The burden of proof should be with consultants for the fact that, in the particular case, the child did not consent to the sexual activity when prima facie such consent was given.

It is equally on consultants to prove that the child exceptionally lacked the capacity to estimate what they consented to. If the defendant did not know about the child’s state of incapacity to consent, the consent of the child should legally be deemed to be valid. Such a provision is pertinent for the rather exceptional cases where the child was willing and consenting but mentally retarded without appearing to be retarded, or in any other way in a state of mental or emotional confusion or incapacity to consent, while however appearing to be normal.

It should be presumed by the statute that children do not consent to violent physical or sexual interactions.

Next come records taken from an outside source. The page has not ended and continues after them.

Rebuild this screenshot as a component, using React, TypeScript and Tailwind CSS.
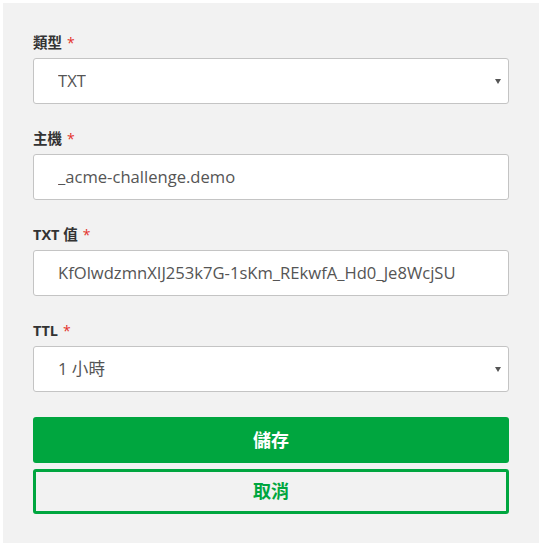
const FONT = "font-['Open_Sans','Noto_Sans_CJK_TC',sans-serif]";

function Label({ text }: { text: string }) {
  return (
    <div className="h-5 flex items-center mb-[5px] text-[14.5px] font-bold text-[#333] leading-5">
      <span>{text}</span>
      <span className="ml-[5px] text-[#e4322b] text-[14px] font-normal">*</span>
    </div>
  );
}

function Field({ label, value, select }: { label: string; value: string; select?: boolean }) {
  return (
    <div className="mb-[25px]">
      <Label text={label} />
      <div className="h-[46px] flex items-center bg-white border border-[#c4c4c4] rounded-[3px] pl-6 pr-[7px] text-[16.6px] text-[#555]">
        <span className="truncate">{value}</span>
        {select && (
          <span className="ml-auto w-0 h-0 border-l-[3.5px] border-r-[3.5px] border-t-[5px] border-l-transparent border-r-transparent border-t-[#555]" />
        )}
      </div>
    </div>
  );
}

export default function App() {
  return (
    <div className={`min-h-[543px] pt-[3px] pl-[3px] bg-white ${FONT}`}>
      <div className="bg-[#f2f2f2] min-h-[540px] px-[30px] pt-[30px] pb-[30px]">
        <Field label="類型" value="TXT" select />
        <Field label="主機" value="_acme-challenge.demo" />
        <Field label="TXT 值" value="KfOlwdzmnXIJ253k7G-1sKm_REkwfA_Hd0_Je8WcjSU" />
        <Field label="TTL" value="1 小時" select />
        <button className="w-full h-[46px] bg-[#00a63f] rounded-[3px] text-white text-[18px] font-bold">
          儲存
        </button>
        <button className="mt-[6px] w-full h-[45px] border-[3px] border-[#00a63f] rounded-[3px] text-[#00a63f] text-[18px] font-bold">
          取消
        </button>
      </div>
    </div>
  );
}
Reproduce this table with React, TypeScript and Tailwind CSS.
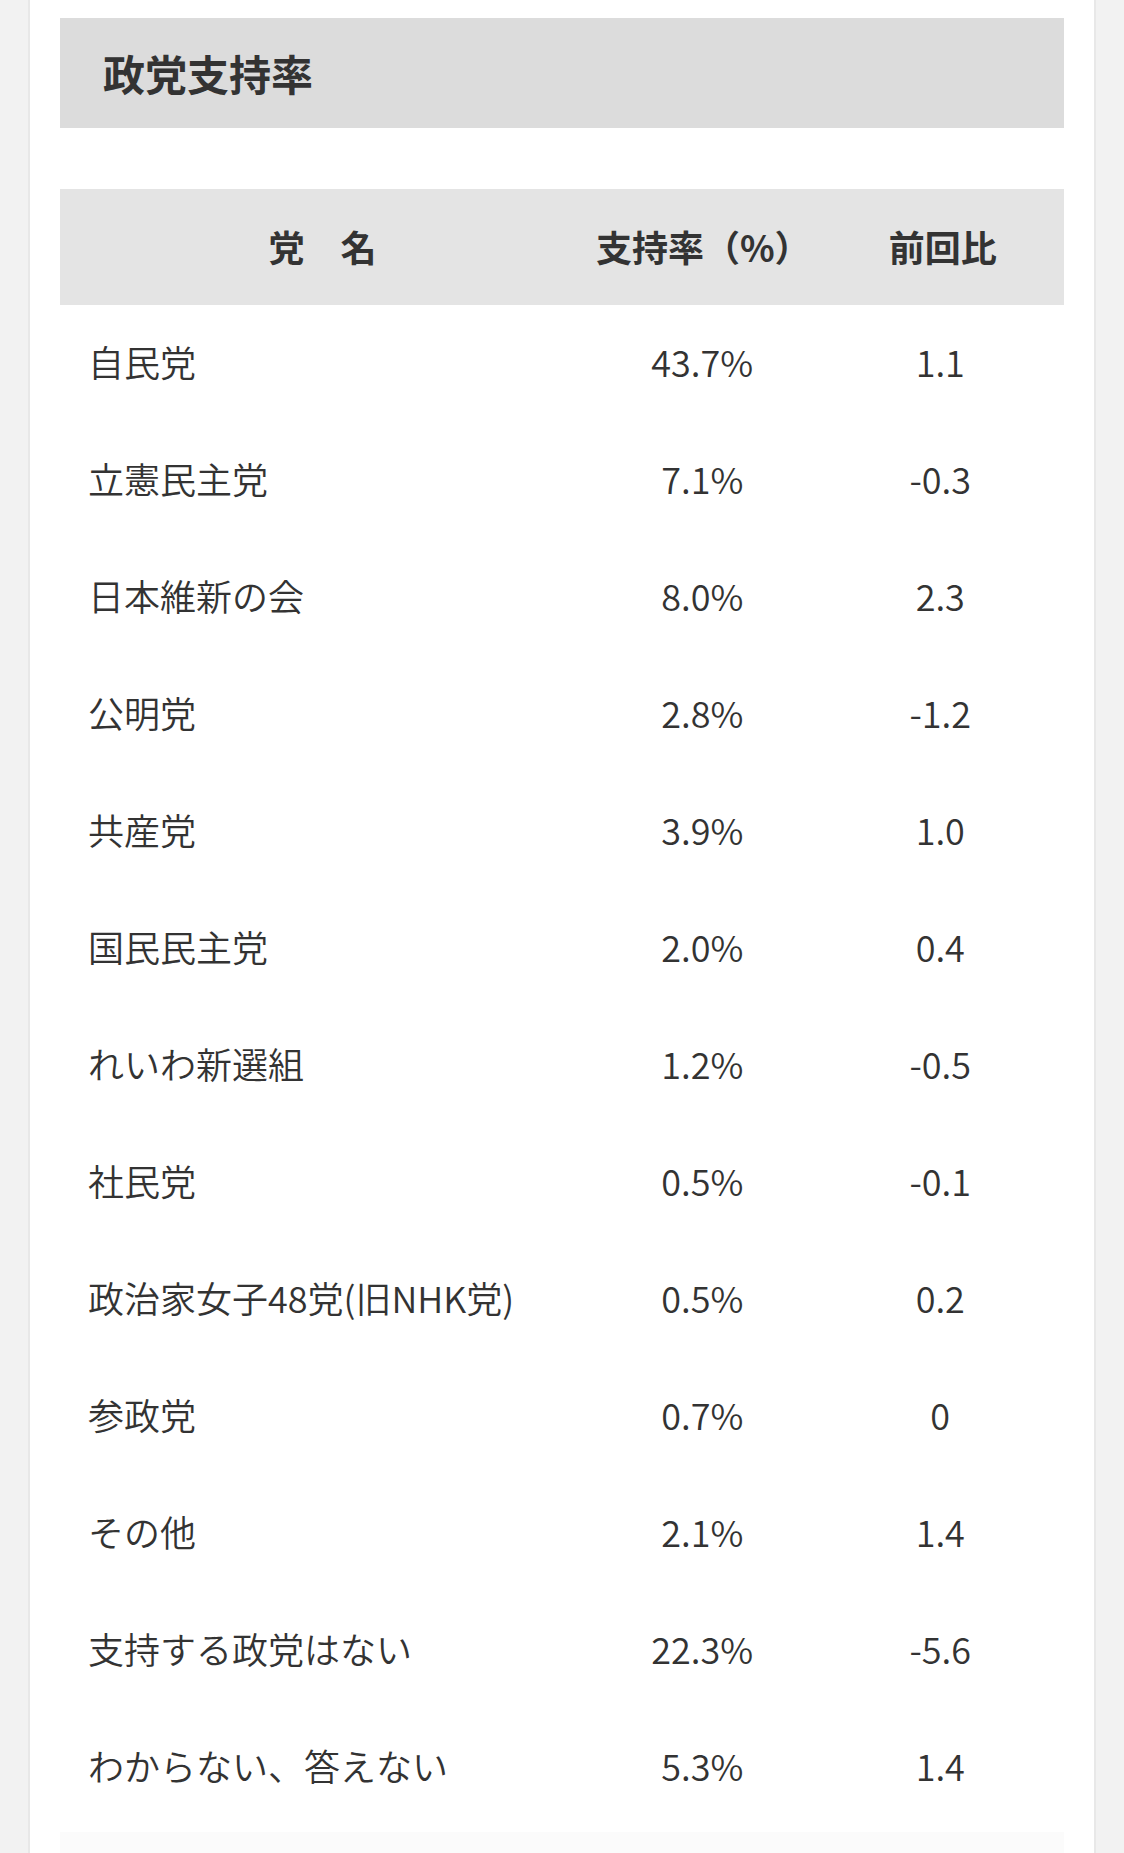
import React from 'react';

type Row = { party: string; rate: string; diff: string };

const ROWS: Row[] = [
  { party: '自民党', rate: '43.7%', diff: '1.1' },
  { party: '立憲民主党', rate: '7.1%', diff: '-0.3' },
  { party: '日本維新の会', rate: '8.0%', diff: '2.3' },
  { party: '公明党', rate: '2.8%', diff: '-1.2' },
  { party: '共産党', rate: '3.9%', diff: '1.0' },
  { party: '国民民主党', rate: '2.0%', diff: '0.4' },
  { party: 'れいわ新選組', rate: '1.2%', diff: '-0.5' },
  { party: '社民党', rate: '0.5%', diff: '-0.1' },
  { party: '政治家女子48党(旧NHK党)', rate: '0.5%', diff: '0.2' },
  { party: '参政党', rate: '0.7%', diff: '0' },
  { party: 'その他', rate: '2.1%', diff: '1.4' },
  { party: '支持する政党はない', rate: '22.3%', diff: '-5.6' },
  { party: 'わからない、答えない', rate: '5.3%', diff: '1.4' },
];

export default function App() {
  return (
    <div
      className="min-h-screen bg-[#f2f2f2] px-[28px] text-[#333333]"
      style={{ fontFamily: '"Noto Sans CJK JP", "Noto Sans", sans-serif' }}
    >
      <div className="min-h-screen border-x-2 border-[#e8e8e8] bg-white px-[30px] pt-[18px]">
        {/* Section title */}
        <h2 className="flex h-[110px] items-center bg-[#dcdcdc] pl-[43px] text-[42px] font-bold leading-none">
          政党支持率
        </h2>

        {/* Support rate table */}
        <table className="mt-[61px] w-full table-fixed border-collapse">
          <thead>
            <tr className="h-[116px] bg-[#e4e4e4] text-[36px] font-bold leading-none">
              <th className="w-[524px] pb-[2px] text-center">党　名</th>
              <th className="w-[236px] pb-[2px] text-center">支持率（%）</th>
              <th className="w-[242px] pb-[2px] text-center">前回比</th>
            </tr>
          </thead>
          <tbody>
            {ROWS.map(row => (
              <tr key={row.party} className="h-[117px] text-[36px] font-[350] leading-none">
                <td className="pb-[5px] pl-[28px] text-left">{row.party}</td>
                <td className="pb-[5px] pr-[2px] text-center">{row.rate}</td>
                <td className="pb-[5px] pr-[5px] text-center">{row.diff}</td>
              </tr>
            ))}
          </tbody>
        </table>

        <div className="mt-[6px] h-[40px] bg-[#fbfbfb]" />
      </div>
    </div>
  );
}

The burden of proof should be on the defendant for the fact that, beyond reasonable doubt, the child consented to the activity despite its violent character.

To summarize, what I suggest as a drafting technique for any future bill that sets out to unify the social fight against physical and sexual violence against children, commonly called ‘physical and sexual abuse,’ is to follow the principles of drafting statutes established for common law jurisdictions, as they are valid, still today, not only in the United States and the United Kingdom, but also in former members of the British Commonwealth called common law jurisdictions such as, for example, Canada, Australia, New Zealand, South Africa, India, Pakistan, Burma, Singapore or Sri Lanka.

Such an approach would be in accordance with my initial proposal to decriminalize sexual behavior for all members of society, and establish a consulting service composed of trained and experienced psychological, psychiatric and sexological advisors to deal with these matters as legally empowered professionals working for the public good and in execution of governmental duties and responsibilities.